Digitally enabled modes of therapy and online resources can be effective in supporting mental health and contributing to recovery in the population. According to the NHS, digital delivery of psychological remedies can be particularly suited to talking therapies, peer support, and psychoeducation. Big White Wall provides a safe place to seek anonymous support 24/7. Users can share their experiences and express themselves in images by making a ‘brick’ in the wall, as well as accessing guided group support courses on topics including managing anxiety and depression, positive thinking, and problem solving. There is also a selection of self-administered clinical tests and trained counsellors. According to statistics by the app, 95 per cent of users felt better and 73 per cent shared an issue when using the app for the first time.
These effective platforms offering 24/7 access to support ranging from one-to-one therapy sessions and peer communities as well as. This brings us to our next point.

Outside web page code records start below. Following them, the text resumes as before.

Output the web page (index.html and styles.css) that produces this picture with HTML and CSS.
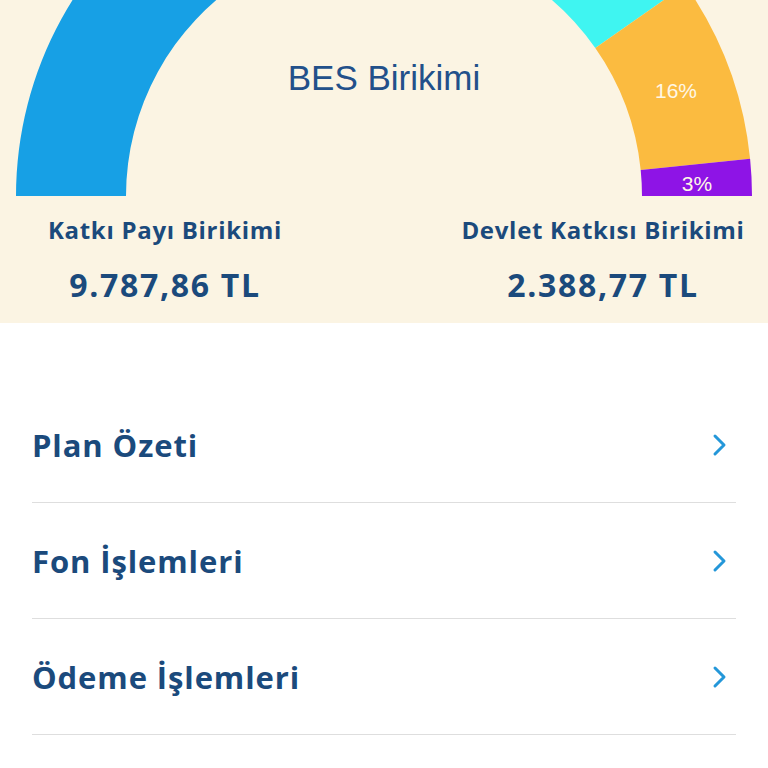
FILE: index.html
```html
<!DOCTYPE html>
<html lang="tr">
<head>
<meta charset="utf-8">
<link rel="stylesheet" href="styles.css">
</head>
<body>
<section class="summary">
  <div class="chart">
    <svg class="donut" width="768" height="196" viewBox="0 0 768 196">
      <path fill="#17a0e5" d="M 539.5 -137.5 A 368 368 0 0 0 16 196 L 126 196 A 258 258 0 0 1 493 -37.8 Z"/>
      <path fill="#3ff5f1" d="M 685.4 -15.1 A 368 368 0 0 0 539.5 -137.5 L 493 -37.8 A 258 258 0 0 1 595.3 48 Z"/>
      <path fill="#fbbb40" d="M 750.1 158.8 A 368 368 0 0 0 685.4 -15.1 L 595.3 48 A 258 258 0 0 1 640.7 169.9 Z"/>
      <path fill="#8e14e6" d="M 752 196 A 368 368 0 0 0 750.1 158.8 L 640.7 169.9 A 258 258 0 0 1 642 196 Z"/>
      <text class="pct" x="676" y="98" text-anchor="middle">16%</text>
      <text class="pct" x="697" y="191" text-anchor="middle">3%</text>
    </svg>
    <h1 class="chart-title">BES Birikimi</h1>
  </div>
  <div class="stats">
    <div class="stat">
      <div class="stat-label">Katkı Payı Birikimi</div>
      <div class="stat-value">9.787,86 TL</div>
    </div>
    <div class="stat">
      <div class="stat-label">Devlet Katkısı Birikimi</div>
      <div class="stat-value">2.388,77 TL</div>
    </div>
  </div>
</section>
<ul class="menu">
  <li class="menu-item"><span class="menu-text">Plan Özeti</span><svg class="chev" width="16" height="24" viewBox="0 0 16 24"><path d="M3 3 L12 12 L3 21" fill="none" stroke="#2497d9" stroke-width="3" stroke-linecap="round" stroke-linejoin="round"/></svg></li>
  <li class="menu-item"><span class="menu-text">Fon İşlemleri</span><svg class="chev" width="16" height="24" viewBox="0 0 16 24"><path d="M3 3 L12 12 L3 21" fill="none" stroke="#2497d9" stroke-width="3" stroke-linecap="round" stroke-linejoin="round"/></svg></li>
  <li class="menu-item"><span class="menu-text">Ödeme İşlemleri</span><svg class="chev" width="16" height="24" viewBox="0 0 16 24"><path d="M3 3 L12 12 L3 21" fill="none" stroke="#2497d9" stroke-width="3" stroke-linecap="round" stroke-linejoin="round"/></svg></li>
</ul>
</body>
</html>
```
FILE: styles.css
```css
html, body {
  margin: 0;
  padding: 0;
  background: #ffffff;
}
body {
  font-family: "Open Sans", "Noto Sans", sans-serif;
  color: #1b4a7c;
}
.summary {
  background: #fbf4e3;
  height: 323px;
  overflow: hidden;
}
.chart {
  position: relative;
  height: 196px;
}
.donut {
  display: block;
}
.pct {
  font-family: "Liberation Sans", Arial, sans-serif;
  font-size: 21px;
  fill: #fff7e6;
}
.chart-title {
  position: absolute;
  left: 0;
  right: 0;
  top: 55px;
  margin: 0;
  text-align: center;
  font-family: "Liberation Sans", Arial, sans-serif;
  font-weight: normal;
  font-size: 35px;
  line-height: 46px;
  color: #22508a;
}
.stats {
  display: flex;
  justify-content: space-between;
  padding-top: 18px;
}
.stat {
  width: 330px;
  text-align: center;
}
.stat-label {
  font-weight: 700;
  font-size: 24px;
  line-height: 32px;
  letter-spacing: 0.7px;
}
.stat-value {
  font-weight: 700;
  font-size: 32px;
  line-height: 40px;
  margin-top: 19px;
  letter-spacing: 1.7px;
}
.menu {
  list-style: none;
  margin: 0 32px;
  padding: 64px 0 0;
}
.menu-item {
  display: flex;
  justify-content: space-between;
  align-items: center;
  height: 115px;
  border-bottom: 1px solid #dedede;
}
.menu-text {
  font-weight: 700;
  font-size: 31px;
  letter-spacing: 0.9px;
}
.chev {
  margin-right: 8px;
}
```
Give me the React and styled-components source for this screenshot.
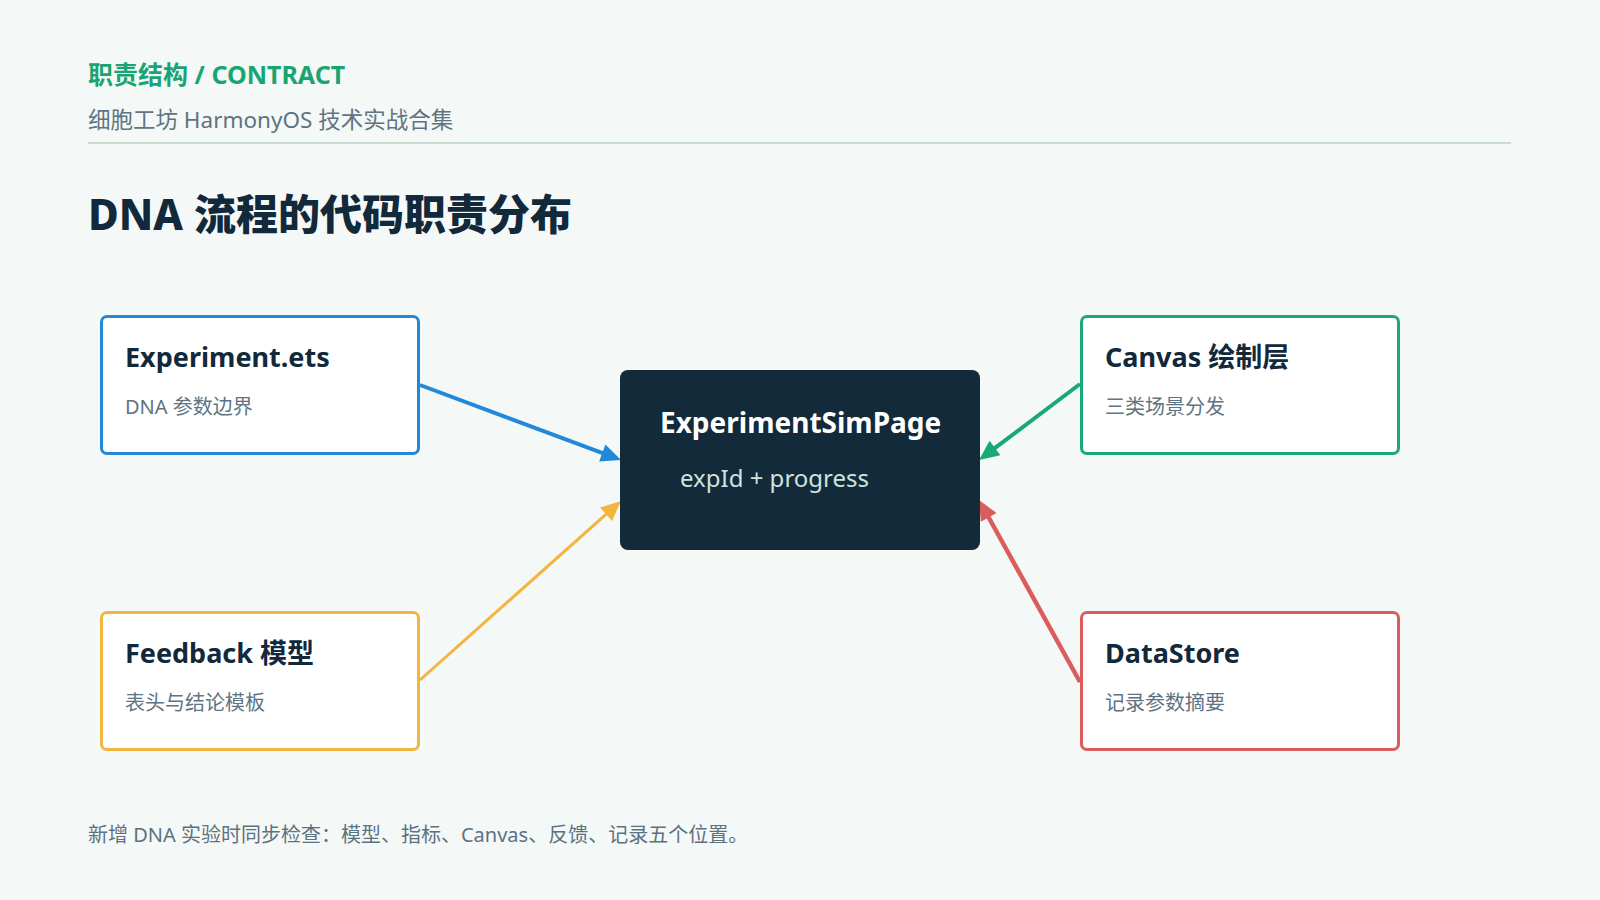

Mental health tech can also help reduce levels of distress by providing a clinically safe online space. It’s been long established that there is stigma around mental health, with a constant battle to normalise illnesses and seeking treatment. This combined with mental health services being historically underfunded, stigmatised, and fragmented can many patients feel discouraged, embarrassed, or frightened to seek help, which can cause a lot of harm to the individual in question.
According to annual Google search data, there were many regions attempting to self-diagnose depression and anxiety, searching for terms such as ‘am I depressed?’ and ‘do I have anxiety?’, with 12.4% of Canterbury, 10.7% of Cambridge, and 9.4% of Oxford searching for variants of self-diagnosis terms. As mentioned before, health tech like myGP offering video consultations makes health care more accessible and increases the probability of someone who is struggling to reach out — would these statistics of regional searches be as high if health tech was developed further?
Appointments and services can take place anywhere at any time and might be a milestone for people who’ve previously avoided seeking care in the past.
With health tech proving beneficial to society, this will encourage more innovative apps covering a wider range of needs for different mental illnesses to get funding and be created. For example, there’s a myriad of apps existing that incorporate proven techniques like cognitive behavioural therapy (CBT) and acceptance commitment therapy (ACT). PanicShield was created as a visual aid to help someone cope in an anxiety or panic attack by breathing in time to calming patterns; notOK is a suicide prevention app which allows users to activate a notification when their support network is needed; and apps for people who suffer obsessive compulsive disorder such as nOCD, which includes mindfulness and exposure response prevention treatment with clinically-supported guidance, weekly tests to assess the severity of the disorder, and motivational support.
With the success of existing apps, we’re certain to see new and imaginative ways to help people suffering mental illnesses.